| GIVEN REQUEST |
Go through the data below. Pull out every line that has the word "components".

| MATERIAL PROVIDED |
- - - - -

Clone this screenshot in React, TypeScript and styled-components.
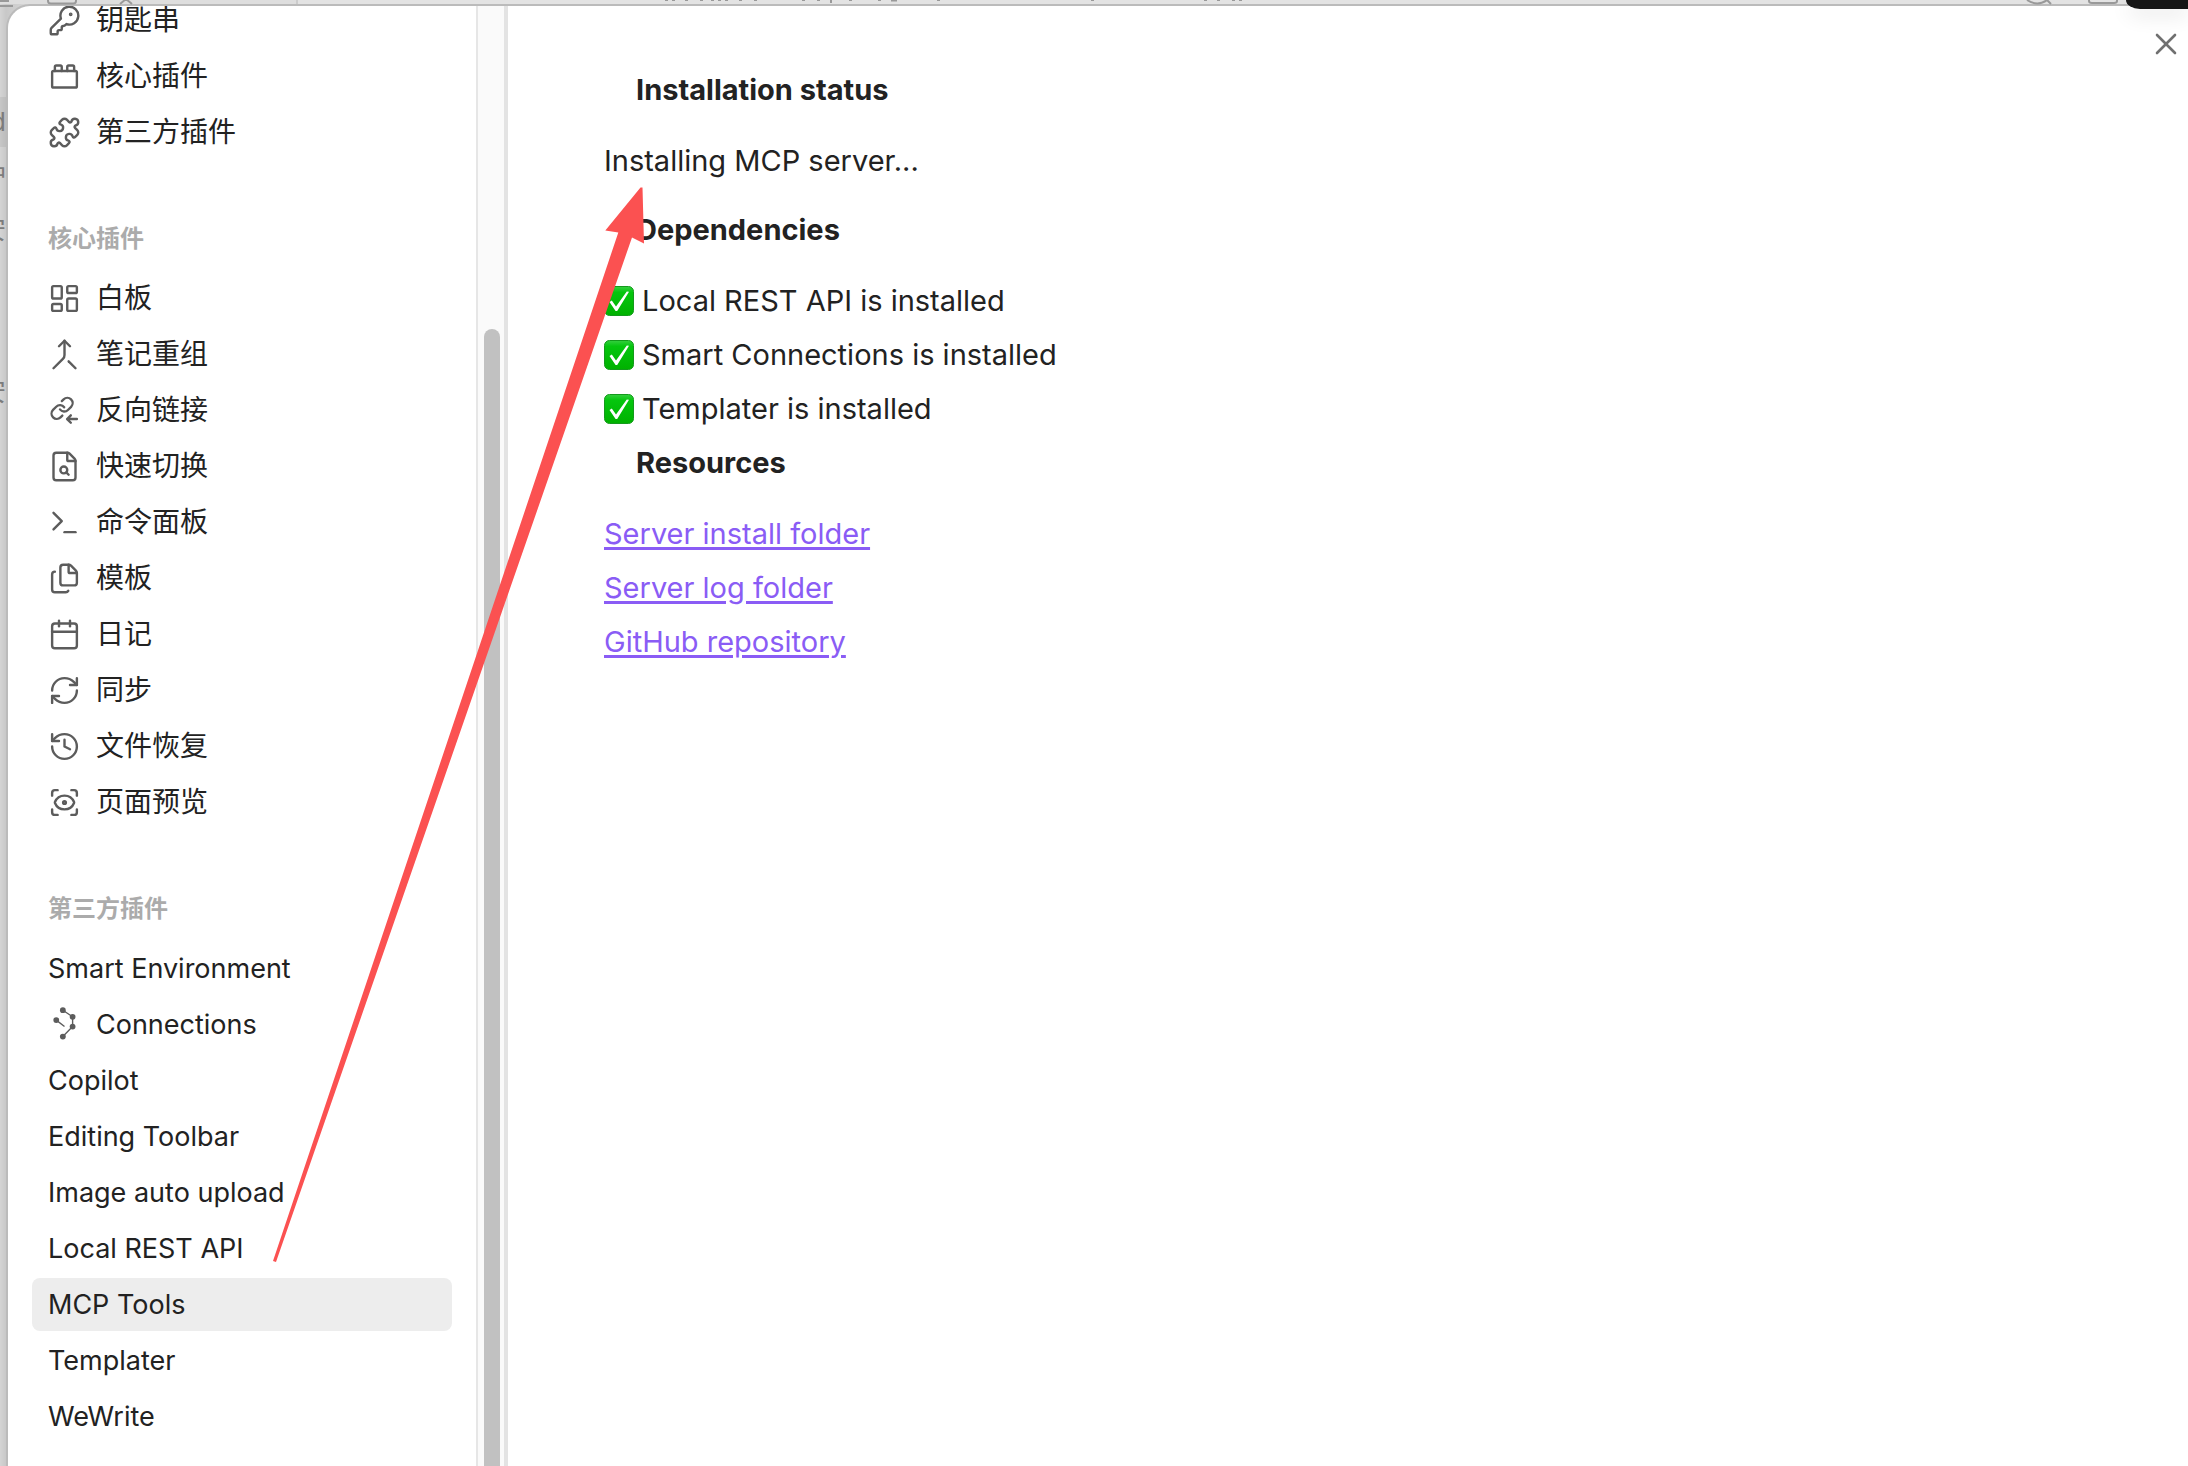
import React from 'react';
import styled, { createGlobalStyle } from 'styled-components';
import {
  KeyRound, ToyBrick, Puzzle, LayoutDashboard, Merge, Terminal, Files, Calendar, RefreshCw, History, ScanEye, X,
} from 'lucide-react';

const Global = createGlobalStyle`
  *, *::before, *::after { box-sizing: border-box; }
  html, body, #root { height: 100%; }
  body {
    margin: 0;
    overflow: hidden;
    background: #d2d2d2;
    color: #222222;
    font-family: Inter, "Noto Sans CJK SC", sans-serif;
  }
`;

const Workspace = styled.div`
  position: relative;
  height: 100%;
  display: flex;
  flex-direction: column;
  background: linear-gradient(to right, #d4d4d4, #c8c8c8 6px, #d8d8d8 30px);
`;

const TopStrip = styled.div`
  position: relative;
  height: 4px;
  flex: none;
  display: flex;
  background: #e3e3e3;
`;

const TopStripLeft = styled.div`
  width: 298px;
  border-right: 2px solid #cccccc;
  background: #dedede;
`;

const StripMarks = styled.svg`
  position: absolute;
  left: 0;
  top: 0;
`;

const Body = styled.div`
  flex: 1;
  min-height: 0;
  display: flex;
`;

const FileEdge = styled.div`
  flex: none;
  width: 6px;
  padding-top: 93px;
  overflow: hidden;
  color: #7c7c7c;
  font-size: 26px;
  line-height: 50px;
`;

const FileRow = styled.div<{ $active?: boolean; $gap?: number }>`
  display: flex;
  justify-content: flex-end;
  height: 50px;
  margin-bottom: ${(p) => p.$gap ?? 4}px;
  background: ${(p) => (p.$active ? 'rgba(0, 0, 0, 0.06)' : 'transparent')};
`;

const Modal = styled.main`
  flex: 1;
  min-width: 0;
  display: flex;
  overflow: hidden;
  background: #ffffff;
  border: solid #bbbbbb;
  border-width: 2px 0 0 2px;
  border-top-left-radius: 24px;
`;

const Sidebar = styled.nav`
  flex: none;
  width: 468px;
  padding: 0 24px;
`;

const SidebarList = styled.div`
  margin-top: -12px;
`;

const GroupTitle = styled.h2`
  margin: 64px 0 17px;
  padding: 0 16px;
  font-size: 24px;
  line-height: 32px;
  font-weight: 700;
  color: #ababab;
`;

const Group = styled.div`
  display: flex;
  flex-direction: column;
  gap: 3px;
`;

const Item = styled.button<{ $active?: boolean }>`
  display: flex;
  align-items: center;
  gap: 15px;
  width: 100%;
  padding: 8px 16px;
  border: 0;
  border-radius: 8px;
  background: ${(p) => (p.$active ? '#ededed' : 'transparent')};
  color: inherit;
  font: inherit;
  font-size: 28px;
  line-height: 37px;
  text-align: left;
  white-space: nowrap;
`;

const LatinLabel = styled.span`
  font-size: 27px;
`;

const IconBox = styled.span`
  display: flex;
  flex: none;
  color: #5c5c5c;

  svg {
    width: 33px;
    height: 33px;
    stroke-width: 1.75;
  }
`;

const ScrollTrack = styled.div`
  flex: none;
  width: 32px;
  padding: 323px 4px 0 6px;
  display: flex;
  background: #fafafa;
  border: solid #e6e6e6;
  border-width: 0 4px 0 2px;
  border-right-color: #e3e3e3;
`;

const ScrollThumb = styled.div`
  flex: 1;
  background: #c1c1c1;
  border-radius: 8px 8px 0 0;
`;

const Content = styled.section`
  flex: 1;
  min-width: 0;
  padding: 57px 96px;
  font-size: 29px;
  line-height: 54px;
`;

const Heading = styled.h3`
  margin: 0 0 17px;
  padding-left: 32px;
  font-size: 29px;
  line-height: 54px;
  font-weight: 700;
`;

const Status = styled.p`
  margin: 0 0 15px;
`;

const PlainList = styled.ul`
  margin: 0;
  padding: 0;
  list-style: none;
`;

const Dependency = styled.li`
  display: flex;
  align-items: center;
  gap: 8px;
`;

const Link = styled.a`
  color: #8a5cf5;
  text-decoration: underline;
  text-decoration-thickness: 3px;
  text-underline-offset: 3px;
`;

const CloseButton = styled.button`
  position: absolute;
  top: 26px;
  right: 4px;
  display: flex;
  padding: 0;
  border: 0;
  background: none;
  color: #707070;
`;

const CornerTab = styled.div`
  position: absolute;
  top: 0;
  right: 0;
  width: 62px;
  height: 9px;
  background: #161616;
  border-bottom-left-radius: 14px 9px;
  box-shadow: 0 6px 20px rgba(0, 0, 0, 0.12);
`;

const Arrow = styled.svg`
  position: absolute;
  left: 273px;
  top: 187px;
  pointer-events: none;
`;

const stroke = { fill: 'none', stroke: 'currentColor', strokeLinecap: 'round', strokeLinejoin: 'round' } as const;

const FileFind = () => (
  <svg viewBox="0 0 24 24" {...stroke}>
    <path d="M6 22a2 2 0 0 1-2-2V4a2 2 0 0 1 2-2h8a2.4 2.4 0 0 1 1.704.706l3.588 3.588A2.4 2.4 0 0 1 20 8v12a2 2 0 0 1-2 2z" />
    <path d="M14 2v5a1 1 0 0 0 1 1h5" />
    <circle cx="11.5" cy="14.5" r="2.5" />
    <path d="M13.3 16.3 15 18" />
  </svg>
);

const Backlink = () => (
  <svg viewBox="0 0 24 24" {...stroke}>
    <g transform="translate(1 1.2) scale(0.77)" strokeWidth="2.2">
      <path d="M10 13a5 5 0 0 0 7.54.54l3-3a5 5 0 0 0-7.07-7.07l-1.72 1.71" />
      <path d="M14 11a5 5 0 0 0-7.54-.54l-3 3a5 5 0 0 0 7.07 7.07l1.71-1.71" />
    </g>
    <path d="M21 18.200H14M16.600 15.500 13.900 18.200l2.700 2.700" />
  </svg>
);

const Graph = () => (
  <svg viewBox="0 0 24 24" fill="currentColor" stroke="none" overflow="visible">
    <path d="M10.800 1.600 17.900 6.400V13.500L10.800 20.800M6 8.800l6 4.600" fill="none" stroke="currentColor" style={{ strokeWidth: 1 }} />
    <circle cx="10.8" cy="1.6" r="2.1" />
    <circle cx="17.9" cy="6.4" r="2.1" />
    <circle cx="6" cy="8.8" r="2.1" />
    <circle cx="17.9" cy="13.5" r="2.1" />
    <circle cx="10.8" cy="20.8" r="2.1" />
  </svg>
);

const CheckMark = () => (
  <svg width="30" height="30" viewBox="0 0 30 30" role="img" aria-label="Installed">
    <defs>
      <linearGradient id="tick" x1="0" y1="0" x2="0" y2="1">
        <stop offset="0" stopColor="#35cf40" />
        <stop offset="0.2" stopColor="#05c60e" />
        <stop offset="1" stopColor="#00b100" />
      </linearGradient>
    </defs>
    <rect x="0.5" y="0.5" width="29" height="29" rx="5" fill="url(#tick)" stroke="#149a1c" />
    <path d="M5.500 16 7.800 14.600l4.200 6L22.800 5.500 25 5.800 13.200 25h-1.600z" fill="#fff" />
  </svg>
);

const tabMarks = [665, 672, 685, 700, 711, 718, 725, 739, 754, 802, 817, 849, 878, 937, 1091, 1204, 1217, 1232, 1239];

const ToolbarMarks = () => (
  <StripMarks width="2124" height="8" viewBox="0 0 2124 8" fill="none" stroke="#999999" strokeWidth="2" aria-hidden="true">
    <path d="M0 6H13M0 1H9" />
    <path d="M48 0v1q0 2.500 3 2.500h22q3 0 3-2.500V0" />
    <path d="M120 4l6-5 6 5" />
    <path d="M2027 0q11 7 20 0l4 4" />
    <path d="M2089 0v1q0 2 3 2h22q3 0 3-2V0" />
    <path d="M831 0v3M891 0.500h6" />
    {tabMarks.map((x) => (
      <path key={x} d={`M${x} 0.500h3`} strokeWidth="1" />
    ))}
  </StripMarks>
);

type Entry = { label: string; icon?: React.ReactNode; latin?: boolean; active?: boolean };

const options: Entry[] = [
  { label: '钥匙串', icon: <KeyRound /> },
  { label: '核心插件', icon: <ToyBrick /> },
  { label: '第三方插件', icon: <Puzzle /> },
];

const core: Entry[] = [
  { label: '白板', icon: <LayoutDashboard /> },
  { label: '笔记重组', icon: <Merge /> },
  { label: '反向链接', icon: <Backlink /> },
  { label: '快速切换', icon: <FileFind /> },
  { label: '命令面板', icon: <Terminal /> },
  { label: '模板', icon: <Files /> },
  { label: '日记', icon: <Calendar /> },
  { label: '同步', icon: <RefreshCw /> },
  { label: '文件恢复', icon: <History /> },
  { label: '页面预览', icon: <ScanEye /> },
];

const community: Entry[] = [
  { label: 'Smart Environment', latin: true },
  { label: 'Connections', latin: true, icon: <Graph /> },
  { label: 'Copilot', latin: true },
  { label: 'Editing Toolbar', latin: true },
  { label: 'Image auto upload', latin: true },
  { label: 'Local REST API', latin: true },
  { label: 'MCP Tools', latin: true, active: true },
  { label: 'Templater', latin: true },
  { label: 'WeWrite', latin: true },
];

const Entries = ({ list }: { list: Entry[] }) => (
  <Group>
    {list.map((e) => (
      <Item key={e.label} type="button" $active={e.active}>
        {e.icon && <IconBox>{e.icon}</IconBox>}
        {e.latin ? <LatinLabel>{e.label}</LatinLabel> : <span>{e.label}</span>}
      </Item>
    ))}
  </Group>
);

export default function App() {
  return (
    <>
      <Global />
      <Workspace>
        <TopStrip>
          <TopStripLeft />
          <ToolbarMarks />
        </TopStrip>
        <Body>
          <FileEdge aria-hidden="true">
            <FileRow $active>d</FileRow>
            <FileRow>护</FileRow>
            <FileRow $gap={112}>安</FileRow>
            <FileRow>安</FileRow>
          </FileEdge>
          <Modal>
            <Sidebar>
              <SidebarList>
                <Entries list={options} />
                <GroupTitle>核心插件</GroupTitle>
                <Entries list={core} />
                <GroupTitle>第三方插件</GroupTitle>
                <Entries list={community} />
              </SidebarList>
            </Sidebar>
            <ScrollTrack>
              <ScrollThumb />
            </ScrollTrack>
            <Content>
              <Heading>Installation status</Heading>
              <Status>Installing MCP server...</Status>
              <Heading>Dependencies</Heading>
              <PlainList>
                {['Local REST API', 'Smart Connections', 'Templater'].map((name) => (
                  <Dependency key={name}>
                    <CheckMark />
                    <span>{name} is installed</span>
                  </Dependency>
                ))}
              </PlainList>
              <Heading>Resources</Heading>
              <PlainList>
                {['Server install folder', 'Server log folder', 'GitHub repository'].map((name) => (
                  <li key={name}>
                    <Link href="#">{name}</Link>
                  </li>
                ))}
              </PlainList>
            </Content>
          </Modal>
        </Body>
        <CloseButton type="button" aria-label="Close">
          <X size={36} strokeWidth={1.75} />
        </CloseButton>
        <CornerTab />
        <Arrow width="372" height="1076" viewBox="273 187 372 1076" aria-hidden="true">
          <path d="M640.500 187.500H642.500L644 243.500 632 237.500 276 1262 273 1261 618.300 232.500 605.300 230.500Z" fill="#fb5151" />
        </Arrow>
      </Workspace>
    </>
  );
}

- - - - -

| SOLUTION TO THIS EXERCISE |
Clone this screenshot in React, TypeScript and styled-components.
import styled, { createGlobalStyle } from 'styled-components';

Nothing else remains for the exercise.